The greatest success story in the history of forest pathology is just around the corner — if it doesn’t get buried in red tape.
If you’re familiar with the story of chestnut blight, and more importantly what American chestnut was and the bounties it provided before the disease all but eliminated it from American forests, you know the greatest tragedy in American forest history. Hypovirulence seemed like a cool biocontrol for the disease, but it hasn’t really worked in North America. The American Chestnut Foundation has been uncommonly perseverant in trying to breed a resistant tree that is mostly American chestnut, but it is a long, slow process and there have been setbacks.
Scientists at ESF, led by Bill Powell, have made stunning progress with a novel, biotechnology approach [1–4]. The result is a blight-tolerant chestnut tree that is completely American chestnut, but suffers little to no significant damage from the disease (see figure). It’s about as close to a silver bullet as you’re ever going to find in plant pathology, short of chemical control. How the heck did they do that, you might ask.
Science is awesome

They did it by capitalizing on the years of basic research on the weapons that pathogens use to attack plants and the defense mechanisms that plants have evolved to counter them (along with a lot of work to develop and apply that knowledge in this system).
Cryphonectria parasitica, which causes chestnut blight, is one of the pathogens that produces oxalic acid. Oxalic acid is toxic to and kills plant cells in advance of the mycelium to facilitate invasion of the host. Well, plants don’t just take this lying down. Those that have evolved with pathogens that use this weapon often develop the ability to produce oxalate oxidase, an enzyme that breaks down and detoxifies oxalic acid.

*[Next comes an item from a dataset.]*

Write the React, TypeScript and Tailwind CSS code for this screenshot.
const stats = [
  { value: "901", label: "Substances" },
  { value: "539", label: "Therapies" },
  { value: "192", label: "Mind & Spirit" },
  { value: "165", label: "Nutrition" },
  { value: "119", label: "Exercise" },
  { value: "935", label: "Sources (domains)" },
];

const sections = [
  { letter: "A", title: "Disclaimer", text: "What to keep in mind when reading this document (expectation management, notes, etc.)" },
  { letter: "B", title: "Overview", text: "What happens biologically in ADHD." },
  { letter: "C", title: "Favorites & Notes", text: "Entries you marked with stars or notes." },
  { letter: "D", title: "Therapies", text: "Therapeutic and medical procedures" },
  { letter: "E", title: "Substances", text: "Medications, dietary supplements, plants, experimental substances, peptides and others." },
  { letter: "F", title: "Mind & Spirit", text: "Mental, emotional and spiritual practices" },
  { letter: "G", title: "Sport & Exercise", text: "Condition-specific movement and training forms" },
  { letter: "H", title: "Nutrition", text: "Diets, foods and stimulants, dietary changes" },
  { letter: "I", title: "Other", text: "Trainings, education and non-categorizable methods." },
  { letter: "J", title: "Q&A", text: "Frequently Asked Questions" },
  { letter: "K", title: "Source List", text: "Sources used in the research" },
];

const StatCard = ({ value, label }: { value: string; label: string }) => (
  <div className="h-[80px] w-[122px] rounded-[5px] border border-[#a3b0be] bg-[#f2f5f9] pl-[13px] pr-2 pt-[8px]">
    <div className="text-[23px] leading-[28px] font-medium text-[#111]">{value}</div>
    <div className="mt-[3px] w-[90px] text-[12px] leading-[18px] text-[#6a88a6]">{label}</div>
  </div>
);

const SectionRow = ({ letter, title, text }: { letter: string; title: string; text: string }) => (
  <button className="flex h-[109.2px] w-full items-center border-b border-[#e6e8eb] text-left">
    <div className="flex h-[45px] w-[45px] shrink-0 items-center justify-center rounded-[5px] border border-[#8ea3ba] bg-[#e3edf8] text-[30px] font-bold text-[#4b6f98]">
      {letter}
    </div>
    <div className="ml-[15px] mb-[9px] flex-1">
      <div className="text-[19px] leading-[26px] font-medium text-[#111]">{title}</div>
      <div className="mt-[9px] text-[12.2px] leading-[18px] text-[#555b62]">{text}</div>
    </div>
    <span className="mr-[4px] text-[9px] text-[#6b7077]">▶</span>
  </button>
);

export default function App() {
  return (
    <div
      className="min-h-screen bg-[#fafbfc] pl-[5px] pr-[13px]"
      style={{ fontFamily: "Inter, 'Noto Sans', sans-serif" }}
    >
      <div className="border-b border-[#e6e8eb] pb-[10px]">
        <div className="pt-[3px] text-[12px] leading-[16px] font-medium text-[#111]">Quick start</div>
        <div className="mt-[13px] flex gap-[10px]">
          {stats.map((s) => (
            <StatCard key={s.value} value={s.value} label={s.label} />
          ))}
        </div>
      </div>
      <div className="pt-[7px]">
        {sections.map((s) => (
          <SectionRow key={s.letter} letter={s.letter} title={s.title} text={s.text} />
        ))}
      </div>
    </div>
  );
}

Unfortunately, American chestnut did not evolve with this pathogen, and has no oxalate oxidase gene. Wheat, banana, strawberry, peanuts, and other plants do have it. Powell and colleagues worked out a tissue culture system for chestnut and a system for transferring oxalate oxidase to American chestnut. It’s easy to select cultures that express the gene, then plantlets are developed from the cultures.
The next step will be to cross these resistant lines with the many locally adapted populations across the range of chestnut and outplant those that inherit the resistance gene, a task the American Chestnut Foundation is wonderfully prepared for. Wow, it’s gonna be great having chestnut dominating forests again!
Regulations? Not so awesome
To put it mildly, there are some regulatory hurdles to clear before the plan can be realized. Three agencies in three government departments are involved:
- Department of Agriculture, Animal-Plant Health Inspection Service regulates transgenic plants and animals.
- Department of Interior, Environmental Protection Agency regulates pesticides. Apparently that is defined quite broadly to include many non-pesticide methods of controlling diseases, insects, and pests.
- Department of Health and Human Services, Food and Drug Administration regulates human and animal foods. Since people and animals eat chestnuts, they have to approve.
ESF submitted an enormous ‘Petition for Nonregulated Status’ to APHIS (read the Executive Summary or the full Petition), and documents must be submitted to other agencies as well. The whole process may take 3-5 years, and the outcome is not certain. Some people are against food made from GMOs (genetically modified organisms), although traditional breeding modifies genetics far more than adding a single gene.
In order to provide evidence for regulatory issues, the scientists have conducted many studies into the effect of the modified tree on various aspects of the environment, with entirely predictable results. I feel sorry for people having to do studies like that. Will the transgenic tree disrupt forest ecosystems? Yes, hopefully, it will undo the terrible disruption caused by the introduction of chestnut blight.
Check out the video, which briefly summarizes the whole story. Do you think this work should go forward? Why or why not?
- 1.Newhouse AE, Polin-McGuigan LD, Baier KA, Valletta KER, Rottmann WH, Tschaplinski TJ, Maynard CA, Powell WA. 2014. Transgenic American chestnuts show enhanced blight resistance and transmit the trait to T1 progeny. Plant Science 228:88–97 <https://www.esd.ornl.gov/mb/pdfs/Newhouse%20et%20al%202014%20Plant%20Science%20Final.pdf>.
- 2.Newhouse AE, Powell WA. 2021. Intentional introgression of a blight tolerance transgene to rescue the remnant population of American chestnut. Conservation Science and Practice 3(4) <10.1111/csp2.348>.
- 3.Powell WA, Newhouse AE, Coffey V. 2019. Developing blight-tolerant american chestnut trees. Cold Spring Harbor Perspectives in Biology 11(7):a034587 <10.1101/cshperspect.a034587>.
- 4.Steiner KC, Westbrook JW, Hebard FV, Georgi LL, Powell WA, Fitzsimmons SF. 2017. Rescue of American chestnut with extraspecific genes following its destruction by a naturalized pathogen. New Forests 48(2):317–336 <10.1007/s11056-016-9561-5>.